Click on the image above to retrieve a 1920 x 1200 version of the Andromeda Galaxy that you can use as a desktop background on the now common high resolution monitors.
Finally, remember the image of Omega Centauri we showed you in a recent article? It is one of the around 150 globular clusters that surround our Milky Way – in fact the the largest, containing 10 million stars, 16,000 light-years away and roughly 85 light-years across.
Well, here's a new picture of the Omega Centauri Globular Cluster, which was caught by NASA's Cassini spacecraft while it was pointed to study Saturn's F-ring. If you click the picture you will see a concatenation of 13 images, each taken about three minutes apart, that show Omega Centauri move by. Some of the cluster's stars can even be seen through the ring's narrow Keeler Gap near the end of the movie. It was produced by the Cassini Imaging Central Laboratory for Operations (CICLOPS).
Of the many feedback messages we received – including a number referring to the astronomical pictures, there is one we want to share with you. It is from an old friend and remarkable puzzle expert:
Dear ChessBase,
I enjoyed reading John Nunn's ChessBase notes on the recent solving championship that he again won. The problems are unattributed, but the long selfmate has all the dread hallmarks of Camillo Gamnitzer; do I guess correctly? I think I finally solved it -- took me more than 25 minutes, but if I'm right (about both author and solution) it's the first time I've cracked a Gamnitzer at all.
For the other problems – I completely failed on the mate in 3 and still have no idea what's going on in the study. For the helpmate, I solved the first part reasonably fast: 1 ... Bh4! 2 Kxe3 Bxg5+ 3 Kd4 Bh4! 4 Bh6!! Bg5! (second switchback, this time without capturing) 5 Kc3 Bc1 6 Bd2 Bxb2#. Since the second part's solution has a much more routine motivation (the White pawn must march to remove the Nc6, getting out of the way of ...Rd5 as soon as possible), it must have been included to provide an "echo" of the first solution (the mating picture: Ka3,Bb2 vs. Kc3,Rc4,Bd2, pawns c2,d3, has been exactly shifted up one diagonal space, though it is obtained with rather different play) plus, of course, to add to the solving challenge!
Sincerely, Noam D. Elkies
In a later email he wrote:
I see now that I got the selfmate's solution correctly, but not its composer's name. It's still much in the Gamnitzer style, though one might have preferred the threat made by the initial 1 Rd4 to be longer, ideally finishing on the 7th move as does the threat after 3 Nd8.

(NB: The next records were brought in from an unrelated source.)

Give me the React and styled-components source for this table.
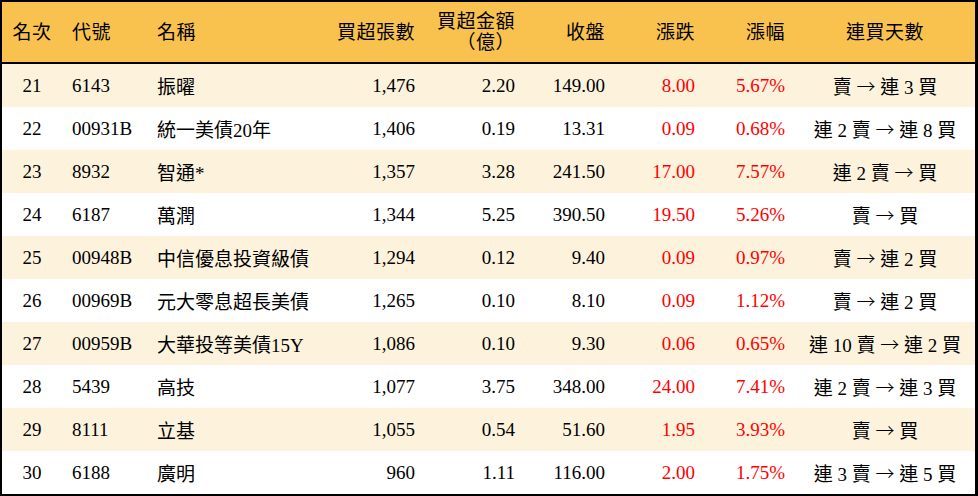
import React from "react"
import styled, { createGlobalStyle } from "styled-components"

const GlobalStyle = createGlobalStyle`
  html, body {
    margin: 0;
    padding: 0;
    background: #ffffff;
  }
  body {
    font-family: "Liberation Serif", "Noto Sans CJK TC", serif;
  }
`

const COLUMNS = "60px 85px 178px 100px 100px 90px 90px 90px 1fr"

const Table = styled.div`
  width: 978px;
  height: 496px;
  box-sizing: border-box;
  border: 2px solid #000;
  border-right-width: 3px;
  display: flex;
  flex-direction: column;
  color: #000;
  font-size: 19px;
`

const HeaderRow = styled.div`
  display: grid;
  grid-template-columns: ${COLUMNS};
  height: 60px;
  background-color: #f9c24f;
  border-bottom: 2px solid #000;
`

const HeadCell = styled.div`
  display: flex;
  align-items: center;
  justify-content: ${props =>
    props.align === "right" ? "flex-end" : props.align === "center" ? "center" : "flex-start"};
  text-align: ${props => props.align || "left"};
  padding: 0 10px;
  line-height: 21px;
  letter-spacing: 0.5px;
`

const Row = styled.div`
  display: grid;
  grid-template-columns: ${COLUMNS};
  height: 43px;
  background-color: ${props => (props.shaded ? "#fdf3dd" : "#ffffff")};
`

const Cell = styled.div`
  display: flex;
  align-items: center;
  justify-content: ${props =>
    props.align === "right" ? "flex-end" : props.align === "center" ? "center" : "flex-start"};
  padding: 0 10px;
  white-space: pre;
  color: ${props => (props.up ? "#ff0000" : "#000")};
`

const Arrow = styled.span`
  display: inline-block;
  font-family: "Noto Sans CJK TC", sans-serif;
  font-size: 19px;
  font-weight: 300;
`

const rows = [
  ["21", "6143", "振曜", "1,476", "2.20", "149.00", "8.00", "5.67%", "賣 → 連 3 買"],
  ["22", "00931B", "統一美債20年", "1,406", "0.19", "13.31", "0.09", "0.68%", "連 2 賣 → 連 8 買"],
  ["23", "8932", "智通*", "1,357", "3.28", "241.50", "17.00", "7.57%", "連 2 賣 → 買"],
  ["24", "6187", "萬潤", "1,344", "5.25", "390.50", "19.50", "5.26%", "賣 → 買"],
  ["25", "00948B", "中信優息投資級債", "1,294", "0.12", "9.40", "0.09", "0.97%", "賣 → 連 2 買"],
  ["26", "00969B", "元大零息超長美債", "1,265", "0.10", "8.10", "0.09", "1.12%", "賣 → 連 2 買"],
  ["27", "00959B", "大華投等美債15Y", "1,086", "0.10", "9.30", "0.06", "0.65%", "連 10 賣 → 連 2 買"],
  ["28", "5439", "高技", "1,077", "3.75", "348.00", "24.00", "7.41%", "連 2 賣 → 連 3 買"],
  ["29", "8111", "立基", "1,055", "0.54", "51.60", "1.95", "3.93%", "賣 → 買"],
  ["30", "6188", "廣明", "960", "1.11", "116.00", "2.00", "1.75%", "連 3 賣 → 連 5 買"],
]

const aligns = ["center", "left", "left", "right", "right", "right", "right", "right", "center"]

// keep the spaces on both sides of the arrow, only the glyph gets its own font
const Streak = ({ text }) => {
  const [from, to] = text.split("→")
  return (
    <>
      {from}
      <Arrow>→</Arrow>
      {to}
    </>
  )
}

export default function App() {
  return (
    <>
      <GlobalStyle />
      <Table>
        <HeaderRow>
          <HeadCell align="center">名次</HeadCell>
          <HeadCell>代號</HeadCell>
          <HeadCell>名稱</HeadCell>
          <HeadCell align="right">買超張數</HeadCell>
          <HeadCell align="right">
            買超金額
            <br />
            （億）
          </HeadCell>
          <HeadCell align="right">收盤</HeadCell>
          <HeadCell align="right">漲跌</HeadCell>
          <HeadCell align="right">漲幅</HeadCell>
          <HeadCell align="center">連買天數</HeadCell>
        </HeaderRow>
        {rows.map((row, i) => (
          <Row key={row[0]} shaded={i % 2 === 0}>
            {row.map((value, j) => (
              <Cell key={j} align={aligns[j]} up={j === 6 || j === 7}>
                {j === 8 ? <Streak text={value} /> : value}
              </Cell>
            ))}
          </Row>
        ))}
      </Table>
    </>
  )
}
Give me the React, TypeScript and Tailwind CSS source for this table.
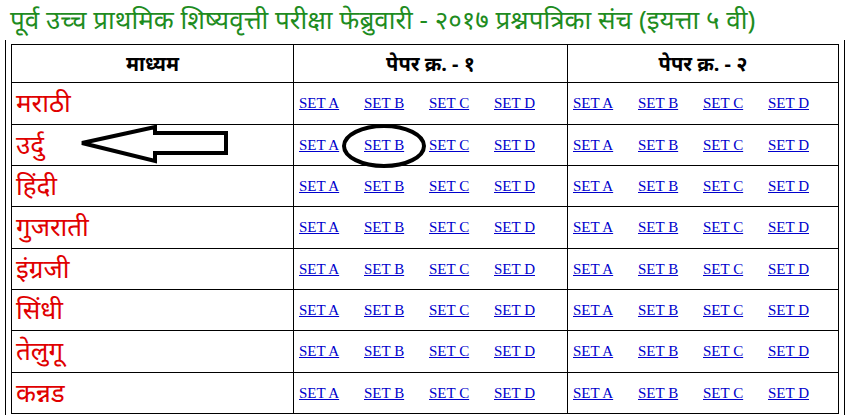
import React from "react";

const mediums = ["मराठी", "उर्दु", "हिंदी", "गुजराती", "इंग्रजी", "सिंधी", "तेलुगू", "कन्नड"];
const sets = ["SET A", "SET B", "SET C", "SET D"];
const rowHeights = ["h-[42px]", "h-[41px]", "h-[41px]", "h-[42px]", "h-[41px]", "h-[41px]", "h-[42px]", "h-[41px]"];

// the hand-drawn marks over the urdu row
const Arrow = () => (
  <svg className="absolute left-[80px] top-[125px]" width="152" height="40" viewBox="0 0 152 40">
    <path
      d="M2 18 L75 2 L75 8 L146 8 L146 28 L75 28 L75 36 Z"
      fill="none"
      stroke="black"
      strokeWidth="4"
      strokeLinejoin="miter"
    />
  </svg>
);

const Ring = () => (
  <svg className="absolute left-[341px] top-[123px]" width="86" height="46" viewBox="0 0 86 46">
    <ellipse cx="43" cy="23" rx="40" ry="20" fill="none" stroke="black" strokeWidth="4" />
  </svg>
);

const SetLinks = () => (
  <div className="flex gap-[23px] pl-[5px]">
    {sets.map((s) => (
      <a key={s} href="#" className="w-[42px] whitespace-nowrap text-[15px] text-[#0000cc] underline">
        {s}
      </a>
    ))}
  </div>
);

const App: React.FC = () => {
  return (
    <div className="relative w-[845px] h-[415px] overflow-hidden bg-white font-['Noto_Sans',sans-serif]">
      <h1 className="h-[40px] pl-[10px] pt-[2px] text-[26px] leading-[34px] text-[#1e8c1e] whitespace-nowrap">
        पूर्व उच्च प्राथमिक शिष्यवृत्ती परीक्षा फेब्रुवारी - २०१७ प्रश्नपत्रिका संच (इयत्ता ५ वी)
      </h1>
      <div className="ml-[5px] w-[840px] h-[380px] border-l border-r border-black pl-[5px] pt-[4px]">
        <table className="w-[828px] border-collapse border border-black">
          <thead>
            <tr className="h-[38px]">
              <th className="w-[282px] border border-black text-[20px] font-bold text-black">माध्यम</th>
              <th className="w-[274px] border border-black text-[20px] font-bold text-black">पेपर क्र. - १</th>
              <th className="border border-black text-[20px] font-bold text-black">पेपर क्र. - २</th>
            </tr>
          </thead>
          <tbody>
            {mediums.map((m, i) => (
              <tr key={m} className={rowHeights[i]}>
                <td className="border border-black pl-[4px] pb-[3px] text-[26px] leading-[32px] text-[#e00000]">{m}</td>
                <td className="border border-black font-['Liberation_Serif',serif]">
                  <SetLinks />
                </td>
                <td className="border border-black font-['Liberation_Serif',serif]">
                  <SetLinks />
                </td>
              </tr>
            ))}
          </tbody>
        </table>
      </div>
      <Arrow />
      <Ring />
    </div>
  );
};

export default App;
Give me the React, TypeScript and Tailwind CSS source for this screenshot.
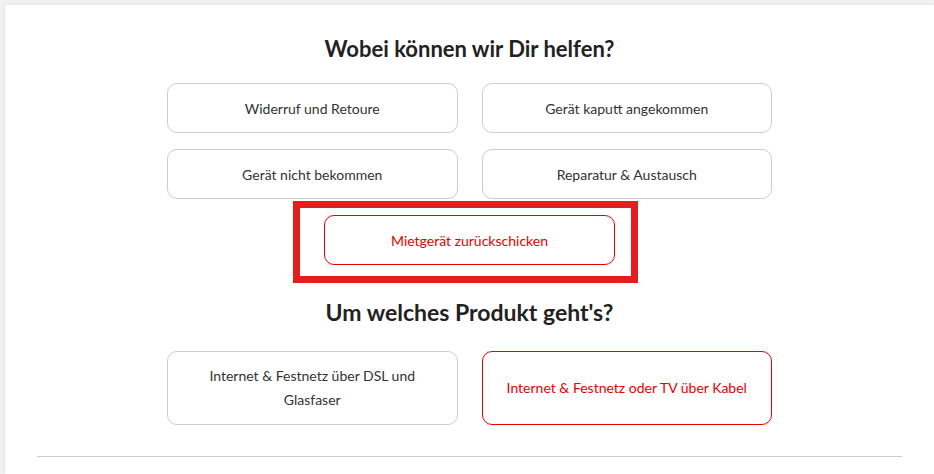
const topics = ["Widerruf und Retoure", "Gerät kaputt angekommen", "Gerät nicht bekommen", "Reparatur & Austausch"];

const App = () => {
  return (
    <div className="min-h-[474px] bg-[#f2f2f2] pl-[5px] pt-[5px] font-['Lato',sans-serif] text-[#333]">
      <div className="h-[469px] bg-white shadow-[0_0_6px_rgba(0,0,0,0.08)] px-8">
        <h2 className="pt-[29px] text-center text-[22px] leading-[30px] font-bold text-[#222]">Wobei können wir Dir helfen?</h2>

        <div className="mx-auto mt-[19px] grid w-[605px] grid-cols-2 gap-x-6 gap-y-4">
          {topics.map((t) => (
            <button key={t} className="h-[50px] rounded-[10px] border border-[#cccccc] bg-white text-[14px] text-[#333]">
              {t}
            </button>
          ))}
        </div>

        <div className="mt-4 flex justify-center">
          <div className="relative">
            <button className="h-[50px] w-[291px] rounded-[10px] border border-[#e60000] bg-white text-[14px] text-[#e60000]">
              Mietgerät zurückschicken
            </button>
            {/* annotation frame */}
            <div className="pointer-events-none absolute -left-[31px] -top-[14px] -right-[23px] -bottom-[18px] border-[7px] border-[#e41e1e]" />
          </div>
        </div>

        <h2 className="mt-[32px] text-center text-[23px] leading-[30px] font-bold text-[#222]">Um welches Produkt geht's?</h2>

        <div className="mx-auto mt-[24px] grid w-[605px] grid-cols-2 gap-x-6">
          <button className="h-[74px] rounded-[10px] border border-[#cccccc] bg-white px-10 text-[14px] leading-6 text-[#333]">
            Internet &amp; Festnetz über DSL und Glasfaser
          </button>
          <button className="h-[74px] rounded-[10px] border border-[#e60000] bg-white px-3 text-[14px] leading-6 text-[#e60000]">
            Internet &amp; Festnetz oder TV über Kabel
          </button>
        </div>

        <div className="mt-[31px] border-t border-[#cccccc]" />
      </div>
    </div>
  );
};

export default App;
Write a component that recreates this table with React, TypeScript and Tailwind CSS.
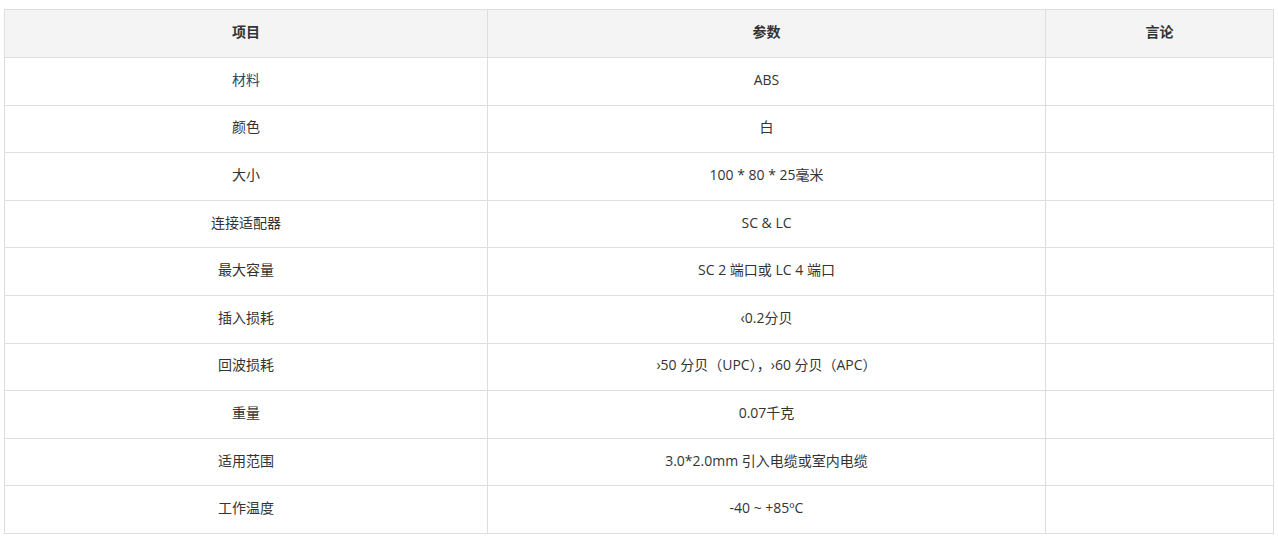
import React from "react";

const rows: [string, string][] = [
  ["材料", "ABS"],
  ["颜色", "白"],
  ["大小", "100 * 80 * 25毫米"],
  ["连接适配器", "SC & LC"],
  ["最大容量", "SC 2 端口或 LC 4 端口"],
  ["插入损耗", "‹0.2分贝"],
  ["回波损耗", "›50 分贝（UPC），›60 分贝（APC）"],
  ["重量", "0.07千克"],
  ["适用范围", "3.0*2.0mm 引入电缆或室内电缆"],
  ["工作温度", "-40 ~ +85ºC"],
];

export default function App() {
  return (
    <div className="bg-white w-[1278px] h-[537px] pt-[9px] pl-[4px]" style={{ fontFamily: '"Open Sans", "Noto Sans CJK SC", sans-serif' }}>
      <table className="border-collapse table-fixed w-[1269px] text-[14px] text-[#333]">
        <colgroup>
          <col className="w-[483px]" />
          <col className="w-[558px]" />
          <col className="w-[228px]" />
        </colgroup>
        <thead>
          <tr className="h-[48px] bg-[#f4f4f4]">
            <th className="border border-[#dedede] font-semibold text-center pb-[4px]">项目</th>
            <th className="border border-[#dedede] font-semibold text-center pb-[4px]">参数</th>
            <th className="border border-[#dedede] font-semibold text-center pb-[4px]">言论</th>
          </tr>
        </thead>
        <tbody>
          {rows.map(([a, b], i) => (
            <tr key={i} className="h-[47.6px]">
              <td className={"border border-[#dedede] text-center pb-[4px] " + (i === 0 ? "text-[#2a4a6e]" : "")}>{a}</td>
              <td className="border border-[#dedede] text-center pb-[4px]">{b}</td>
              <td className="border border-[#dedede]"></td>
            </tr>
          ))}
        </tbody>
      </table>
    </div>
  );
}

Noam D. Elkies, 44, is an American mathematician and chess master. At 14 he received a gold medal with perfect score at the International Mathematical Olympiad, and at 16 he won the Putnam competition. He graduated as valedictorian at age 18, in Mathematics and Music, and earned his Ph.D. at the age of 20 at Harvard University. In 1987 he proved that an elliptic curve over the rational numbers is supersingular at infinitely many primes, and in 1988 he disproved Euler's sum of powers conjecture for fourth powers. His work on these problems won him recognition and a position as an associate professor at Harvard in 1990. In 1993, he was made a full, tenured professor at the age of 26. This made him the youngest full professor in the history of Harvard, surpassing the record previously held by Alan Dershowitz and Lawrence Summers (who were made full professors at age 28).